Re the confusion of Crossrail as an inner or outer service & The
Central/District/Piccadilly western branches:

Just had the thought (and posted it elsewhere) that there might be
benefit from extending the Central line from Ealing to Hayes &
Halington (inner) and leaving Crossrail to do:
*Paddington, Hayes & Harlington, Heathrow
*Padding - Hayes & Harlington - West Drayton, Iver, Langley, Slough,
Burnham, Taplow, Maidenhead, Twyford, Reading.

This gives an express service from central London to Heathrow as well
as decent and simple (reliable) service pattern for the 'slow' Reading
trains. The only thing I can see which might prevent this is whether
it is practical to extend the Central line to H&H.
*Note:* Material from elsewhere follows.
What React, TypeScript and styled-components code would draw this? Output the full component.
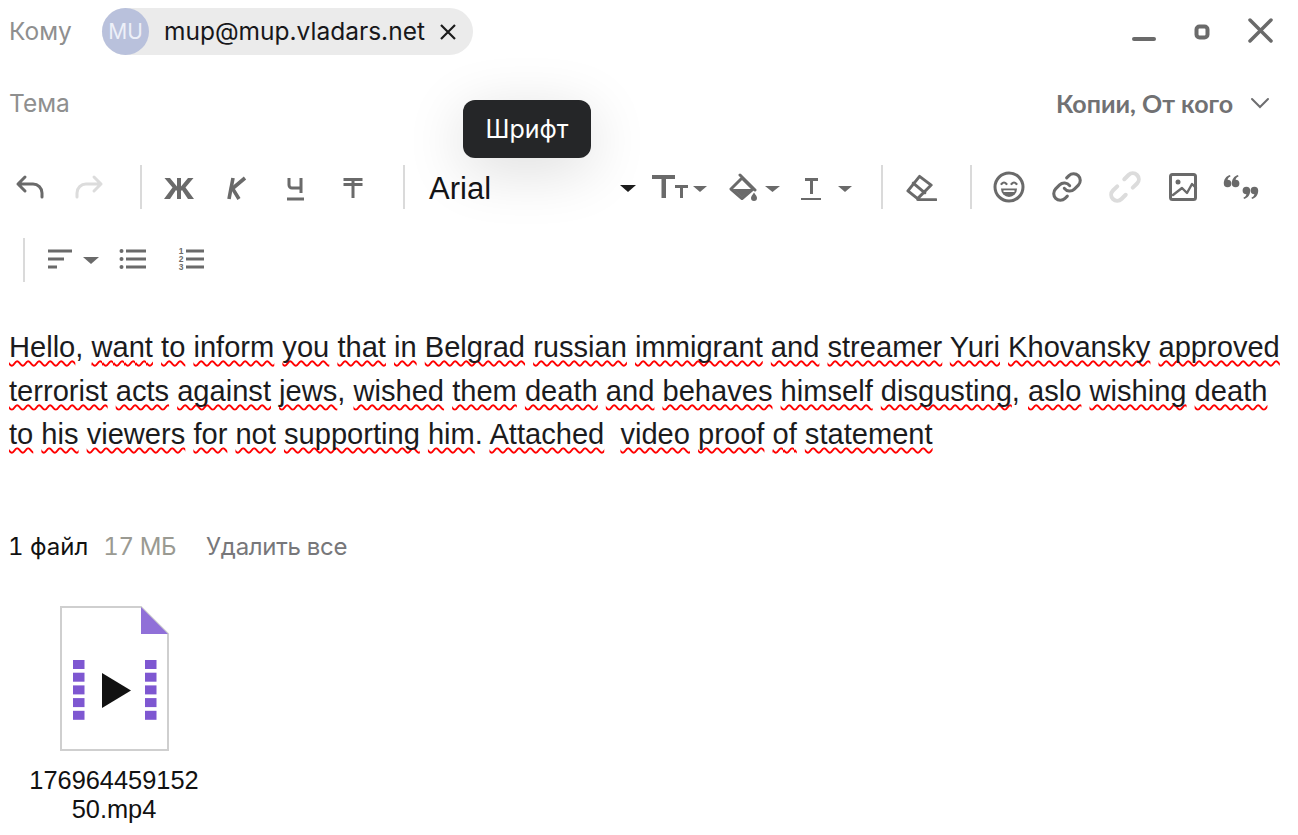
import React from "react";
import styled, { createGlobalStyle } from "styled-components";

const Global = createGlobalStyle`
  html, body { margin: 0; padding: 0; background: #fff; }
  body { width: 1298px; height: 835px; overflow: hidden; }
`;
const Page = styled.div`
  position: relative; width: 1298px; height: 835px; font-family: "Inter", "Noto Sans", sans-serif; color: #1f1f21;
`;
const HeaderRow = styled.div`
  display: flex; align-items: center; height: 47px; padding: 8px 0 0 9px;
`;
const FieldLabel = styled.span`
  font-size: 24.5px; color: #8f8f8f; width: 93px; flex: none; margin-top: -2px;
`;
const Chip = styled.div`
  display: flex; align-items: center; width: 371px; height: 47px; background: #ebebeb; border-radius: 24px;
`;
const Avatar = styled.span`
  width: 47px; height: 47px; border-radius: 50%; background: #b9c1dc; color: #edf0f8; font-size: 21px;
  display: flex; align-items: center; justify-content: center; flex: none;
`;
const ChipText = styled.span`
  font-size: 24.5px; margin: -1px 0 0 15px; color: #17171a;
`;
const ChipClose = styled.svg`
  width: 16px; height: 16px; margin-left: 15px; flex: none;
`;
const WindowControls = styled.div`
  margin-left: auto; display: flex; align-items: center; padding-right: 9px;
`;
const WinIcon = styled.svg`
  width: 58px; height: 32px; display: block;
`;
const SubjectRow = styled.div`
  display: flex; align-items: center; height: 47px; padding: 25px 0 0 9px;
`;
const CopyLink = styled.div`
  margin: -2px 0 0 auto; display: flex; align-items: center; padding-right: 28px; font-size: 25px; font-weight: 700; color: #717173;
  font-family: "Lato", sans-serif;
`;
const CopyChevron = styled.svg`
  width: 20px; height: 12px; margin-left: 17px;
`;
const Tooltip = styled.div`
  position: absolute; left: 463px; top: 100px; width: 128px; height: 58px; border-radius: 12px;
  background: #252628; color: #fff; font-size: 25px; display: flex; align-items: center; justify-content: center;
  box-shadow: 0 12px 60px rgba(0,0,0,.14);
`;
const Toolbar = styled.div`
  display: flex; flex-wrap: wrap; align-items: center; row-gap: 29px; padding: 38px 20px 0 1px;
`;
const Separator = styled.span<{ $left?: number; $right?: number }>`
  width: 2px; height: 44px; background: #dadada; flex: none;
  margin-left: ${p => p.$left ?? 0}px; margin-right: ${p => p.$right ?? 0}px;
`;
const ToolButton = styled.span<{ $w?: number; $ml?: number }>`
  width: ${p => p.$w ?? 58}px; height: 44px; margin-left: ${p => p.$ml ?? 0}px;
  display: flex; align-items: center; justify-content: center; flex: none;
`;
const Icon = styled.svg<{ $w?: number; $h?: number; $faint?: boolean }>`
  width: ${p => p.$w ?? 32}px; height: ${p => p.$h ?? 32}px; color: ${p => p.$faint ? "#dcdcdc" : "#6a6a6a"}; display: block; flex: none;
`;
const FontSelect = styled.div`
  width: 207px; margin-left: 24px; margin-right: 16px; display: flex; align-items: center; justify-content: space-between; flex: none;
  font-family: "Liberation Sans", Arial, sans-serif; font-size: 31px; color: #151517; padding-top: 3px; box-sizing: border-box;
`;
const Caret = styled.span<{ $dark?: boolean }>`
  width: 0; height: 0; border-left: 8px solid transparent; border-right: 8px solid transparent;
  border-top: 7px solid ${p => p.$dark ? "#1c1c1c" : "#6a6a6a"}; flex: none;
`;
const Body = styled.div`
  margin: 44px 0 0 9px; width: 1280px; font-family: "Liberation Sans", Arial, sans-serif; font-size: 29.1px; line-height: 43.6px; color: #1b1b1d;
  white-space: pre-wrap;
`;
const Miss = styled.span`
  text-decoration: underline wavy #f00; text-decoration-thickness: 2.4px; text-underline-offset: 3px; text-decoration-skip-ink: none;
`;
const AttachInfo = styled.div`
  display: flex; align-items: center; margin: 72px 0 0 8px; font-size: 24px; height: 36px; font-variant-numeric: tabular-nums;
`;
const FileCount = styled.span` color: #111; `;
const FileSize = styled.span` color: #9a9a92; margin-left: 15px; letter-spacing: -0.4px; `;
const RemoveAll = styled.span` color: #77777a; margin-left: 30px; letter-spacing: -0.28px; `;
const FileCard = styled.div`
  width: 180px; margin: 41px 0 0 24px; display: flex; flex-direction: column; align-items: center;
`;
const FileIcon = styled.svg`
  width: 110px; height: 146px; display: block;
`;
const FileName = styled.div`
  margin-top: 14px; font-family: "Liberation Sans", Arial, sans-serif; font-size: 25.4px; line-height: 29px; text-align: center; color: #111; width: 180px; word-break: break-all;
`;
const ListDigit = styled.text`
  font-family: "Liberation Sans", Arial, sans-serif; font-size: 8.5px; font-weight: 700; fill: currentColor; text-anchor: middle;
`;

const S = { fill: "none", stroke: "currentColor", strokeWidth: 3, strokeLinecap: "round" as const, strokeLinejoin: "round" as const };
const B = { ...S, strokeLinecap: "butt" as const };

const text1 = "Hello, want to inform you that in Belgrad russian immigrant and streamer Yuri Khovansky approved terrorist acts against jews, wished them death and behaves himself disgusting, aslo wishing death to his viewers for not supporting him. Attached  video proof of statement";

function Prose({ text }: { text: string }) {
  return <>{text.split(/(\s+)/).map((w, i) => {
    if (/^\s+$/.test(w)) return w;
    const m = w.match(/^([A-Za-z]+)(.*)$/);
    if (!m) return w;
    return <React.Fragment key={i}><Miss>{m[1]}</Miss>{m[2]}</React.Fragment>;
  })}</>;
}

const quoteGlyph = "M9 4C5 5 2.8 8.500 2.800 12.500a3.800 3.800 0 1 0 3.800-3.800c.2-1.500 1.300-2.700 2.900-3.200z";

export default function App() {
  return (
    <Page>
      <Global />
      <HeaderRow>
        <FieldLabel>Кому</FieldLabel>
        <Chip>
          <Avatar>MU</Avatar>
          <ChipText>mup@mup.vladars.net</ChipText>
          <ChipClose viewBox="0 0 16 16"><path d="M1 1l14 14M15 1L1 15" stroke="#1c1c1c" strokeWidth="2.200" fill="none" /></ChipClose>
        </Chip>
        <WindowControls>
          <WinIcon viewBox="0 0 58 32"><path d="M19 23h20" stroke="#6a6a6a" strokeWidth="4" strokeLinecap="round" /></WinIcon>
          <WinIcon viewBox="0 0 58 32"><rect x="23.500" y="10.500" width="11" height="11" rx="3" fill="none" stroke="#6a6a6a" strokeWidth="4" /></WinIcon>
          <WinIcon viewBox="0 0 58 32"><path d="M19 4l21 21M40 4L19 25" stroke="#6a6a6a" strokeWidth="3.500" strokeLinecap="round" /></WinIcon>
        </WindowControls>
      </HeaderRow>
      <SubjectRow>
        <FieldLabel>Тема</FieldLabel>
        <CopyLink>Копии, От кого
          <CopyChevron viewBox="0 0 20 12"><path d="M2 2l8 8 8-8" stroke="#6d6d6f" strokeWidth="2" fill="none" strokeLinecap="round" /></CopyChevron>
        </CopyLink>
      </SubjectRow>
      <Tooltip>Шрифт</Tooltip>
      <Toolbar>
        <ToolButton><Icon viewBox="0 0 32 32"><path {...S} d="M11 6L4 13l7 7M4 13h15a9 9 0 0 1 9 9v4" /></Icon></ToolButton>
        <ToolButton $w={60}><Icon $faint viewBox="0 0 32 32"><path {...S} d="M21 6l7 7-7 7M28 13H13a9 9 0 0 0-9 9v4" /></Icon></ToolButton>
        <Separator $left={21} $right={8} />
        <ToolButton><Icon viewBox="0 0 32 32"><path d="M14 7h4v8.500L25 7h5.500l-8 9.500L31 28h-6l-6-9-1 1v8h-4v-8l-1-1-6 9H1l8.500-11.500-8-9.500H7l7 8.500z" fill="currentColor" /></Icon></ToolButton>
        <ToolButton><Icon viewBox="0 0 32 32"><path d="M12 7l-4 21" fill="none" stroke="currentColor" strokeWidth="3.600" /><path d="M24 7L11.500 17.500 18 28" fill="none" stroke="currentColor" strokeWidth="3.600" /></Icon></ToolButton>
        <ToolButton><Icon viewBox="0 0 32 32"><path {...B} d="M10 7v7a3 3 0 0 0 3 3h9M22 7v15M8 28h17" /></Icon></ToolButton>
        <ToolButton><Icon viewBox="0 0 32 32"><path {...B} d="M6.500 8.500h19M6.500 13.500h19M16 8.500v18.500" /></Icon></ToolButton>
        <Separator $left={21} />
        <FontSelect>Arial<Caret $dark /></FontSelect>
        <ToolButton $w={55}><Icon $w={55} viewBox="0 0 55 32"><path d="M0 4h23v4H14v19H9.500V8H0zM23 14h13v3h-5v10h-3V17h-5z" fill="currentColor" /><path d="M41 15h14l-7 6z" fill="currentColor" /></Icon></ToolButton>
        <ToolButton $w={51} $ml={22}><Icon $w={51} viewBox="0 0 51 32"><path {...S} d="M2 18L13 7l11 11-11 9.500zM11 4l15 15" /><path d="M4 18h19l-10 8z" fill="currentColor" /><path d="M25 21.500c2 3 3 4 3 5.500a3 3 0 0 1-6 0c0-1.500 1-2.500 3-5.500z" fill="currentColor" /><path d="M36 15h15l-7.500 6z" fill="currentColor" /></Icon></ToolButton>
        <ToolButton $w={52} $ml={20}><Icon $w={52} viewBox="0 0 52 32"><path d="M5 7h13v3h-5v13h-3V10H5zM1 27h20v2H1z" fill="currentColor" /><path d="M38 15h14l-7 6z" fill="currentColor" /></Icon></ToolButton>
        <Separator $left={29} $right={9} />
        <ToolButton><Icon viewBox="0 0 33 32"><path {...S} d="M3 20L15 5l12 9-14 14zM8.500 12l12 10M13 29h19" /></Icon></ToolButton>
        <Separator $left={20} $right={8} />
        <ToolButton><Icon viewBox="0 0 32 32"><circle {...S} cx="16" cy="16" r="14" /><path {...S} strokeWidth="2.200" d="M8.500 13q2.500-3 5 0M18.500 13q2.500-3 5 0" /><path d="M8 17.500h16a8 8.500 0 0 1-16 0z" fill="currentColor" /><path d="M10.500 19.300h11v1.700h-11z" fill="#fff" /></Icon></ToolButton>
        <ToolButton><Icon viewBox="0 0 24 24"><path {...S} strokeWidth="2.300" d="M10 13a5 5 0 0 0 7.540.54l3-3a5 5 0 0 0-7.070-7.070l-1.720 1.710" /><path {...S} strokeWidth="2.300" d="M14 11a5 5 0 0 0-7.540-.54l-3 3a5 5 0 0 0 7.070 7.070l1.710-1.710" /></Icon></ToolButton>
        <ToolButton><Icon $faint $w={36} $h={36} viewBox="0 0 36 36"><g transform="rotate(-45 18 18)"><path {...S} strokeWidth="4" d="M23 12h6a6 6 0 0 1 0 12h-6" /><path {...S} strokeWidth="4" d="M13 12H7a6 6 0 0 0 0 12h6" /></g></Icon></ToolButton>
        <ToolButton><Icon viewBox="0 0 32 32"><rect {...S} x="3.500" y="3.500" width="25" height="25" rx="2" /><circle cx="11" cy="11" r="2.500" fill="currentColor" /><path {...S} strokeWidth="2.400" d="M6 24l9-7 5 5 5-9 4 4" /></Icon></ToolButton>
        <ToolButton><Icon $w={40} viewBox="0 0 40 32"><path d={quoteGlyph} fill="currentColor" /><path d={quoteGlyph} transform="translate(8 0)" fill="currentColor" /><g transform="rotate(180 20 16)"><path d={quoteGlyph} fill="currentColor" /><path d={quoteGlyph} transform="translate(8 0)" fill="currentColor" /></g></Icon></ToolButton>
        <Separator $left={22} $right={10} />
        <ToolButton $w={48}><Icon viewBox="0 0 32 32"><path d="M5 5.500h24v3H5zM5 13.500h16v3H5zM5 21.500h9v3H5z" fill="currentColor" /></Icon></ToolButton>
        <Caret />
        <ToolButton $w={68}><Icon viewBox="0 0 32 32"><path d="M9 5.500h20v3H9zM9 13.500h20v3H9zM9 21.500h20v3H9z" fill="currentColor" /><circle cx="4.500" cy="7" r="2" fill="currentColor" /><circle cx="4.500" cy="15" r="2" fill="currentColor" /><circle cx="4.500" cy="23" r="2" fill="currentColor" /></Icon></ToolButton>
        <ToolButton $w={48}><Icon viewBox="0 0 32 32"><path d="M11 5.500h18v3H11zM11 13.500h18v3H11zM11 21.500h18v3H11z" fill="currentColor" /><ListDigit x="6" y="10">1</ListDigit><ListDigit x="6" y="18">2</ListDigit><ListDigit x="6" y="26">3</ListDigit></Icon></ToolButton>
      </Toolbar>
      <Body><Prose text={text1} /></Body>
      <AttachInfo>
        <FileCount>1 файл</FileCount>
        <FileSize>17 МБ</FileSize>
        <RemoveAll>Удалить все</RemoveAll>
      </AttachInfo>
      <FileCard>
        <FileIcon viewBox="0 0 110 146">
          <path d="M2 1h80l27 27v116H2z" fill="#fff" stroke="#cfcfcf" strokeWidth="2" />
          <path d="M82 1l27 27H82z" fill="#9070d8" />
          {[0, 1, 2, 3, 4].map(i => <React.Fragment key={i}>
            <rect x="14" y={54 + i * 12.7} width="11.500" height="9" fill="#7e57d1" />
            <rect x="86" y={54 + i * 12.7} width="11.500" height="9" fill="#7e57d1" />
          </React.Fragment>)}
          <path d="M43 67l29 17.500-29 17.500z" fill="#111" />
        </FileIcon>
        <FileName>17696445915250.mp4</FileName>
      </FileCard>
    </Page>
  );
}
I've also been convinced that Crosrail isn't best placed to deal with
the Shenfield Metro. A simple 'Wimblefield' tube (via Liverpool St and
Victoria) would do better to match up the demand from the district
Wimbledon branch and the Shenfield Metro. This would relieve the
Circle line and in turn leave the the Piccadilly with just Heathrow.
The other arm of Crossrail would then be an outer Great Eastern
service (or C2C) to match up with the outer Great Western Service.

On 30 Dec 2007, 23:48, Tom Anderson wrote:
On Sun, 30 Dec 2007, Adrian the Rock wrote:
"Richard J." wrote:
Colin McKenzie wrote:


I hope the principle that Crossrail should be all-stations has been
established.


Then you'll be disappointed. The planned Crossrail timetable involves
some trains non-stopping certain stations west of Paddington in order to
leave paths for some west-of-Maidenhead FGW trains on the relief lines...


Glad to hear this - the suggestion of every train stopping at every
station to Maidenhead seemed utter madness to me too.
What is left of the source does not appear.